New Greenhouse Gas Emission Rules

Updated: Aug 28, 2023

In October, the Environmental Protection Agency (EPA) announced new actions the agency will take to curb emissions from ozone-depleting (ODS) refrigerants and hydrofluorocarbons (HFCs), greenhouse gases used in refrigeration and air conditioning. The actions were created along with private and public sector leaders to help smooth the transition from ODS and HFCs to more climate friendly alternatives.

According to the EPA press release, the following actions were included in the announcement:

  • EPA proposed a rule that would improve the way refrigerant is sold, handled, recovered, and recycled. The proposal would strengthen the existing requirements for handling refrigerants and apply those rules to ozone-depleting and HFC refrigerants. EPA estimates that this rule would further reduce enough HFC emissions in 2025 to equal 7 million metric tons of carbon dioxide.

  • EPA also announced that it intends to initiate a proposed rulemaking in 2016 under EPA’s Significant New Alternatives Policy Program in 2016 that would change the status for certain high global warming potential HFCs to unacceptable where safer alternatives are available and also approve several new climate-friendly alternatives for a variety of industry applications.
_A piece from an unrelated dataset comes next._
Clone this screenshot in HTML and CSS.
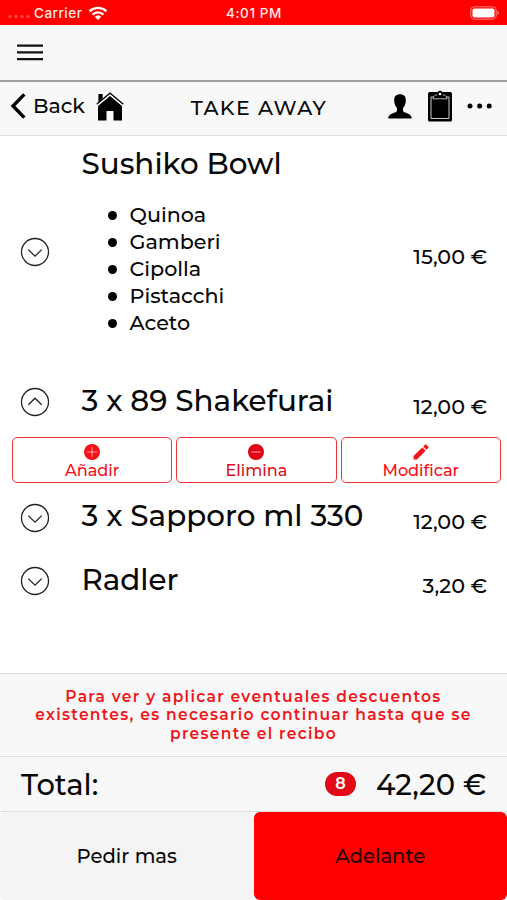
FILE: index.html
```
<!DOCTYPE html>
<html lang="es">
<head>
<meta charset="utf-8">
<title>Take Away</title>
<link rel="stylesheet" href="styles.css">
</head>
<body>
<svg class="defs" aria-hidden="true">
  <symbol id="down" viewBox="0 0 30 30"><circle cx="15" cy="15" r="13.5"/><path d="M8.3 12.6 15 19.2l6.7-6.6"/></symbol>
  <symbol id="up" viewBox="0 0 30 30"><circle cx="15" cy="15" r="13.5"/><path d="M8.3 17.8 15 11.2l6.7 6.6"/></symbol>
</svg>
<div class="app">
  <header class="status">
    <div class="status-left">
      <span class="dots"><i></i><i></i><i></i><i></i></span>
      <span class="carrier">Carrier</span>
      <svg class="wifi" width="20" height="15" viewBox="0 0 20 15" fill="none" stroke="#fff" stroke-width="2.4"><path d="M1.6 5.3a12 12 0 0 1 16.8 0M4.6 8.6a7.7 7.7 0 0 1 10.8 0"/><path d="M10 14 6.7 10.8a4.8 4.8 0 0 1 6.6 0z" fill="#fff" stroke="none"/></svg>
    </div>
    <span class="time">4:01 PM</span>
    <svg class="battery" width="30" height="14" viewBox="0 0 30 14"><rect x=".8" y=".8" width="25.4" height="12.4" rx="3.4" fill="none" stroke="#ff8080"/><rect x="2.5" y="2.5" width="22" height="9" rx="1.8" fill="#fff"/><path d="M27.5 4.8c2 .8 2 3.6 0 4.4z" fill="#ff8080"/></svg>
  </header>
  <nav class="menu"><svg width="26" height="17" viewBox="0 0 26 17" stroke="#111" stroke-width="2.1"><path d="M0 1.6h26M0 8.4h26M0 15.1h26"/></svg></nav>
  <div class="toolbar">
    <div class="tools-left">
      <svg width="16" height="26" viewBox="0 0 16 26" fill="none" stroke="#000" stroke-width="3.4"><path d="M14.3 1.4 3 13l11.3 11.6"/></svg>
      <span class="back">Back</span>
      <svg class="home" width="28" height="29" viewBox="0 0 28 29"><path d="M2.4 2h4.2v5L2.4 10.8z"/><path d="M.7 12.2 14 1.2l13.3 11" fill="none" stroke="#000" stroke-width="1.3"/><path d="M2 14.1 14 4l12 10.1V28.500h-8.500v-9.500h-7v9.500H2z"/><path d="M1.2 13.500 14 2.900l12.800 10.600" fill="none" stroke="#f8f8f8" stroke-width="1"/></svg>
    </div>
    <h1 class="heading">TAKE AWAY</h1>
    <div class="tools-right">
      <svg width="24" height="25" viewBox="0 0 24 25"><path d="M12 .3c4 0 6.1 2.500 5.800 6.200-.1 3-.9 5.400-2.500 7.200-.6.800-.5 3.500.6 4.300 3 1.600 7.500 1.800 7.900 6.400H.2c.4-4.600 4.900-4.800 7.900-6.400 1.100-.8 1.200-3.500.6-4.300-1.600-1.800-2.400-4.200-2.500-7.200C5.900 2.800 8 .3 12 .3z"/></svg>
      <svg class="clip" width="24" height="32" viewBox="0 0 24 32"><rect y="2" width="24" height="29.500" rx="1.500"/><path d="M6.500 7H3v21.500h18V7h-3.500" fill="none" stroke="#ccc"/><path d="M5 8.800c.2-3 2.200-3.600 4-4C9.200 2 10 .8 12 .8s2.800 1.200 3 4c1.800.4 3.800 1 4 4z"/><path d="M9 4.800c-1.800.4-3.800 1-4 4h14c-.2-3-2.200-3.600-4-4" fill="none" stroke="#ccc" stroke-width=".9"/><circle cx="12" cy="4" r="1.300" fill="#eee"/></svg>
      <svg class="more" width="26" height="6" viewBox="0 0 26 6"><circle cx="3" cy="3" r="2.500"/><circle cx="12.600" cy="3" r="2.500"/><circle cx="22.200" cy="3" r="2.500"/></svg>
    </div>
  </div>

  <main class="order">
    <section class="item item-tall">
      <svg class="toggle"><use href="#down"/></svg>
      <div class="detail">
        <h2 class="name">Sushiko Bowl</h2>
        <ul class="extras">
          <li>Quinoa</li>
          <li>Gamberi</li>
          <li>Cipolla</li>
          <li>Pistacchi</li>
          <li>Aceto</li>
        </ul>
      </div>
      <span class="price">15,00 €</span>
    </section>
    <section class="item item-open">
      <svg class="toggle"><use href="#up"/></svg>
      <h2 class="name">3 x 89 Shakefurai</h2>
      <span class="price">12,00 €</span>
    </section>
    <div class="actions">
      <button class="action"><svg width="16" height="16" viewBox="0 0 16 16"><circle cx="8" cy="8" r="8"/><path d="M3 8h10M8 3v10" stroke="#ffa0a0"/></svg><span>Añadir</span></button>
      <button class="action deep"><svg width="16" height="16" viewBox="0 0 16 16"><circle cx="8" cy="8" r="8"/><path d="M3 8h10" stroke="#ffa0a0"/></svg><span>Elimina</span></button>
      <button class="action"><svg width="16" height="16" viewBox="0 0 16 16"><path d="M.6 15.4v-3.300L9.300 3.400l3.300 3.300-8.700 8.700zM10.200 2.500 12 .8c.4-.4 1-.4 1.400 0l1.900 1.900c.4.400.4 1 0 1.400l-1.800 1.700z"/></svg><span>Modificar</span></button>
    </div>
    <section class="item">
      <svg class="toggle"><use href="#down"/></svg>
      <h2 class="name">3 x Sapporo ml 330</h2>
      <span class="price">12,00 €</span>
    </section>
    <section class="item">
      <svg class="toggle"><use href="#down"/></svg>
      <h2 class="name">Radler</h2>
      <span class="price">3,20 €</span>
    </section>
  </main>

  <p class="notice">Para ver y aplicar eventuales descuentos<br>existentes, es necesario continuar hasta que se<br>presente el recibo</p>
  <div class="total">
    <span class="total-label">Total:</span>
    <span class="badge">8</span>
    <span class="total-sum">42,20 €</span>
  </div>
  <footer class="bottom">
    <button class="more-btn">Pedir mas</button>
    <button class="next-btn">Adelante</button>
  </footer>
</div>
</body>
</html>
```
FILE: styles.css
```
* { box-sizing: border-box; }
body { margin: 0; background: #fff; color: #080808; font-family: Montserrat, Inter, "Liberation Sans", sans-serif; font-weight: 500; }
h1, h2, p, ul { margin: 0; padding: 0; font-weight: 500; }
button { font: inherit; color: inherit; padding: 0; }
svg { display: block; flex: none; }
.defs { display: none; }
.app { width: 507px; height: 900px; display: flex; flex-direction: column; overflow: hidden; }

.status { height: 25px; background: #f00; color: #ffe8e8; display: grid; grid-template-columns: 1fr auto 1fr; align-items: center; padding: 1px 7px 0 8px; font-family: Inter, "Liberation Sans", sans-serif; font-size: 13.5px; font-weight: 500; }
.status-left { display: flex; align-items: center; }
.dots { display: flex; gap: 2px; width: 26px; padding-top: 7px; }
.dots i { width: 4px; height: 3px; border-radius: 2px; background: #ff4040; }
.carrier { letter-spacing: .5px; width: 54px; }
.time { letter-spacing: .6px; }
.battery { justify-self: end; }

.menu { height: 57px; padding: 19px 0 0 17px; background: #f8f8f8; border-bottom: 2px solid #9d9d9d; }
.toolbar { height: 54px; background: #f8f8f8; border-bottom: 1px solid #ddd; display: grid; grid-template-columns: 150px 1fr 150px; align-items: center; padding: 0 14px 0 10px; }
.tools-left { display: flex; align-items: center; padding-bottom: 6px; }
.back { font-size: 20.5px; width: 62px; padding: 0 0 1px 7px; }
.home { margin: 2px 0 0 8px; }
.heading { font-size: 20.5px; letter-spacing: 1.35px; text-align: center; white-space: nowrap; padding-left: 15px; padding-bottom: 2px; }
.tools-right { display: flex; align-items: center; justify-content: flex-end; padding-bottom: 5px; }
.clip { margin: 0 15px 0 16px; }

.order { flex: 1; }
.item { height: 63.5px; display: grid; grid-template-columns: 61.5px 1fr auto; align-items: center; padding: 0 20px; }
.item-tall { height: 232px; }
.item-open { height: 68px; }
.toggle { width: 30px; height: 30px; fill: none; stroke: #222; stroke-width: 1.3; }
.name { font-size: 29.4px; line-height: 36px; padding-bottom: 3px; white-space: nowrap; }
.price { font-size: 20.7px; padding-top: 8px; }
.detail { align-self: start; padding-top: 10px; }
.extras { list-style: none; margin-top: 16px; }
.extras li { display: flex; align-items: center; font-size: 20.7px; line-height: 27px; }
.extras li::before { content: ""; width: 9px; height: 9px; border-radius: 50%; background: #000; margin: 2px 13px 0 26px; }

.actions { height: 50px; display: grid; grid-template-columns: repeat(3, 1fr); gap: 4px; padding: 1px 6px 3px 12px; }
.action { background: #fff; border: 1.5px solid #f0353a; border-radius: 5px; color: #f5101a; fill: #f5101a; display: flex; flex-direction: column; align-items: center; padding-top: 6px; font-size: 16.1px; line-height: 21px; }
.deep { color: #dc1025; fill: #e00018; }

.notice { height: 83px; border-top: 1px solid #ddd; background: #f8f8f8; color: #f01518; text-align: center; font-size: 15.5px; font-weight: 600; line-height: 18.3px; letter-spacing: 1.3px; padding-top: 14px; white-space: nowrap; }
.total { height: 56px; border: solid #ddd; border-width: 1px 0; background: #f8f8f8; display: flex; align-items: center; padding: 0 21px; font-size: 29px; }
.total-label { margin-right: auto; }
.badge { width: 31px; height: 24px; border-radius: 12px; background: #e30a17; color: #fff; font-size: 16px; font-weight: 600; line-height: 24px; text-align: center; margin-right: 20px; }
.bottom { height: 88px; display: grid; grid-template-columns: 1fr 1fr; font-size: 19.6px; }
.more-btn { border: 0; background: #f4f4f4; border-radius: 5px; }
.next-btn { border: 0; background: #f00; border-radius: 6px; color: #260000; }
```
  • Lowering the leak rate threshold above which owner/operators of refrigeration and air-conditioning equipment normally containing 50+ lbs. of refrigerant must repair leaks:

    • lower from 35% to 20% for industrial process refrigeration (IPR) and commercial refrigeration equipment

    • lower from 15% to 10% for comfort cooling equipment

  • Requiring regular leak inspections or continuous monitoring devices for ref/AC systems:

    • annual inspections for systems normally containing 50+ lbs. of refrigerant

    • quarterly inspections for commercial refrigeration and IPR systems normally containing 500+ lbs. of refrigerant

  • Prohibiting operation of systems normally containing 50+ lbs. of refrigerant that have leaked 75% or more of their full charge for two consecutive years.

  • Allowing the purchase of cans containing two pounds or less of non-ODS refrigerant for motor vehicle air conditioner (MVAC) servicing without technician certification so long as the small cans have a self-sealing valve to reduce refrigerant releases.

  • Requiring technicians to keep a record of refrigerant recovered during system disposal from systems with a charge size from 5–50 lbs.

“EPA is working closely with industry leaders to reduce greenhouse gas emissions, transition to climate-friendly refrigerants, and deploy advanced refrigeration technologies,” said EPA Administrator Gina McCarthy. “The powerful combination of EPA’s regulatory actions and innovations emerging from the private sector have put our country on track to significantly cut HFC use and deliver on the goals of the President’s Climate Action Plan.”